I’ll never forget the phone call where it all ended. I wasn’t stunned. I wasn’t upset. I didn’t even cry (and I’m a crier). I hung up the phone and waited for it to hit.

And waited.

And waited.

The next day, I was still waiting.

Don’t get me wrong, it did hit eventually. How can it not hit when all of a sudden your best friend in the whole wide world and who you thought to be your future husband is now gone forever? But it never hit me nearly as strong as I thought it would.

I was so fed up and worn down, and tired of fighting for us for so long, that when the breakup finally happened, it came almost as a relief. It was like a weight had been lifted off of my shoulders. I no longer had to worry how we were going to make it work, or if it was going to work. All of a sudden, I had the answer I had been looking for for three whole years. It wasn’t going to work, and it was time to move on.
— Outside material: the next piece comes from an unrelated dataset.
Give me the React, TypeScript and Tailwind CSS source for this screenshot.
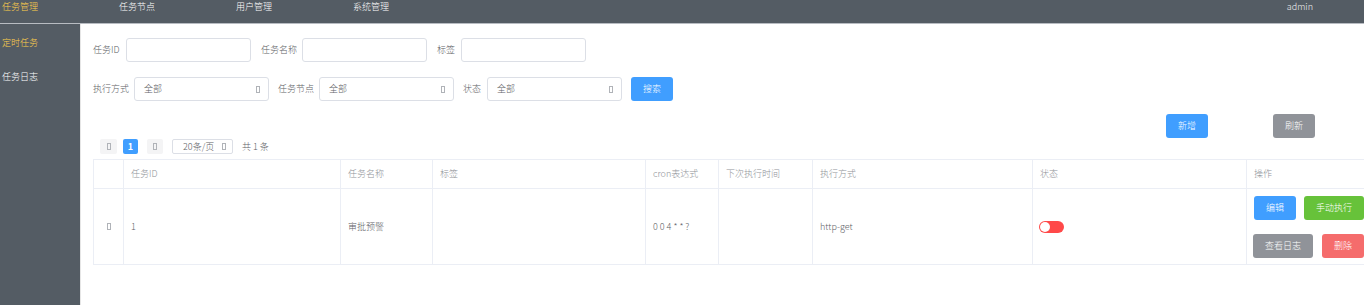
import React from 'react';

const menus = ['任务管理', '任务节点', '用户管理', '系统管理'];

const Glyph = ({ className = '' }: { className?: string }) => (
  <span className={`inline-block w-[4px] h-[7px] border border-[#b0b3b8] ${className}`} />
);

const Field = ({ label, lw, className = '' }: { label: string; lw: string; className?: string }) => (
  <div className={`flex items-center ${className}`}>
    <span className={`${lw} text-[#606266]`}>{label}</span>
    <div className="w-[125px] h-[24px] border border-[#dcdfe6] rounded-[3px] bg-white" />
  </div>
);

const Select = ({ label, lw, className = '' }: { label: string; lw: string; className?: string }) => (
  <div className={`flex items-center ${className}`}>
    <span className={`${lw} text-[#606266]`}>{label}</span>
    <div className="w-[135px] h-[24px] border border-[#dcdfe6] rounded-[3px] bg-white flex items-center pl-[9px] pr-[8px] text-[#606266]">
      <span>全部</span>
      <Glyph className="ml-auto" />
    </div>
  </div>
);

const Btn = ({ text, color, w }: { text: string; color: string; w: string }) => (
  <button className={`${w} h-[24px] ${color} text-white rounded-[3px] text-[9px] flex items-center justify-center`}>
    {text}
  </button>
);

const cols = 'grid grid-cols-[30px_217px_92px_213px_73px_94px_220px_214px_130px]';
const cell = 'border-r border-[#ebeef5] pl-[7px] flex items-center';

export default function App() {
  return (
    <div
      className="w-[1364px] h-[305px] overflow-hidden bg-white flex flex-col text-[9px] font-light"
      style={{ fontFamily: '"Noto Sans CJK SC", "Noto Sans", sans-serif' }}
    >
      <header className="h-[24px] shrink-0 bg-[#545c64] border-b border-[#b8bcc2] flex text-white leading-[13px]">
        {menus.map((m, i) => (
          <div key={m} className={`w-[117px] pl-[2px] ${i === 0 ? 'text-[#ffd04b]' : ''}`}>
            {m}
          </div>
        ))}
        <div className="ml-auto mr-[51px] text-[#f0f0f0]">admin</div>
      </header>

      <div className="flex flex-1 min-h-0">
        <aside className="w-[81px] shrink-0 bg-[#545c64] border-r border-[#e6e6e6] leading-[12px]">
          <div className="mt-[13px] pl-[2px] text-[#ffd04b]">定时任务</div>
          <div className="mt-[22px] pl-[2px] text-white">任务日志</div>
        </aside>

        <main className="flex-1 min-w-0 pl-[12px] pt-[14px]">
          <div className="flex items-center h-[24px]">
            <Field label="任务ID" lw="w-[33px]" />
            <Field label="任务名称" lw="w-[41px]" className="ml-[10px]" />
            <Field label="标签" lw="w-[24px]" className="ml-[10px]" />
          </div>

          <div className="flex items-center h-[24px] mt-[15px]">
            <Select label="执行方式" lw="w-[41px]" />
            <Select label="任务节点" lw="w-[41px]" className="ml-[9px]" />
            <Select label="状态" lw="w-[24px]" className="ml-[9px]" />
            <div className="ml-[9px]">
              <Btn text="搜索" color="bg-[#409eff]" w="w-[42px]" />
            </div>
          </div>

          <div className="flex justify-end mt-[13px] pr-[49px] gap-[65px]">
            <Btn text="新增" color="bg-[#409eff]" w="w-[42px]" />
            <Btn text="刷新" color="bg-[#909399]" w="w-[42px]" />
          </div>

          <div className="flex items-center mt-[1px] pl-[7px] h-[15px] text-[#606266]">
            <div className="w-[17px] h-[15px] bg-[#f4f4f5] rounded-[2px] flex items-center justify-center">
              <Glyph />
            </div>
            <div className="ml-[6px] w-[15px] h-[15px] bg-[#409eff] rounded-[2px] text-white font-bold flex items-center justify-center">
              1
            </div>
            <div className="ml-[9px] w-[16px] h-[15px] bg-[#f4f4f5] rounded-[2px] flex items-center justify-center">
              <Glyph />
            </div>
            <div className="ml-[9px] w-[61px] h-[15px] border border-[#dcdfe6] rounded-[2px] flex items-center pl-[10px] pr-[6px]">
              <span>20条/页</span>
              <Glyph className="ml-auto" />
            </div>
            <span className="ml-[9px]">共 1 条</span>
          </div>

          <div className="mt-[5px] border-l border-t border-[#ebeef5] w-max">
            <div className={`${cols} h-[29px] border-b border-[#ebeef5] text-[#909399]`}>
              <div className={cell} />
              <div className={cell}>任务ID</div>
              <div className={cell}>任务名称</div>
              <div className={cell}>标签</div>
              <div className={cell}>cron表达式</div>
              <div className={cell}>下次执行时间</div>
              <div className={cell}>执行方式</div>
              <div className={cell}>状态</div>
              <div className={cell}>操作</div>
            </div>
            <div className={`${cols} h-[76px] border-b border-[#ebeef5] text-[#606266]`}>
              <div className={`${cell} justify-center !pl-0`}>
                <Glyph />
              </div>
              <div className={cell}>1</div>
              <div className={cell}>审批预警</div>
              <div className={cell} />
              <div className={cell}>0 0 4 * * ?</div>
              <div className={cell} />
              <div className={cell}>http-get</div>
              <div className={`${cell} !pl-[6px]`}>
                <div className="w-[25px] h-[12px] rounded-full bg-[#ff4949] flex items-center pl-[1px]">
                  <div className="w-[10px] h-[10px] rounded-full bg-white" />
                </div>
              </div>
              <div className="pl-[7px] flex flex-col justify-center gap-[14px]">
                <div className="flex gap-[8px]">
                  <Btn text="编辑" color="bg-[#409eff]" w="w-[42px]" />
                  <Btn text="手动执行" color="bg-[#67c23a]" w="w-[60px]" />
                </div>
                <div className="flex gap-[9px] -ml-[1px]">
                  <Btn text="查看日志" color="bg-[#909399]" w="w-[60px]" />
                  <Btn text="删除" color="bg-[#f56c6c]" w="w-[42px]" />
                </div>
              </div>
            </div>
          </div>
        </main>
      </div>
    </div>
  );
}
Sure, I’ve had my moments where I will break down crying, and miss the comfort and constant companionship of our relationship. But it’s been about three months now since the breakup, and for the most part, I feel free. For the first time in three years, I feel like a little girl again, wondering who I will marry when I grow up. And when I do finally meet him, I will be a much stronger person than I was when I met my ex-boyfriend. I will know what I want and don’t want in a relationship. I will also have a new-found sense of self and independence.

I have shocked myself in these past three months, and it really is quite fun and empowering to surprise yourself in such a huge way. There was a whole world of strength inside of me that I never knew existed. No woman should feel as if they will break down and fall apart if they lose the man they are with. I don’t think I will ever have that feeling again, no matter how wonderful and right for me that my future husband is. I will know that I will always be strong enough to rebuild myself, on my own. And I think that’s something to be proud of.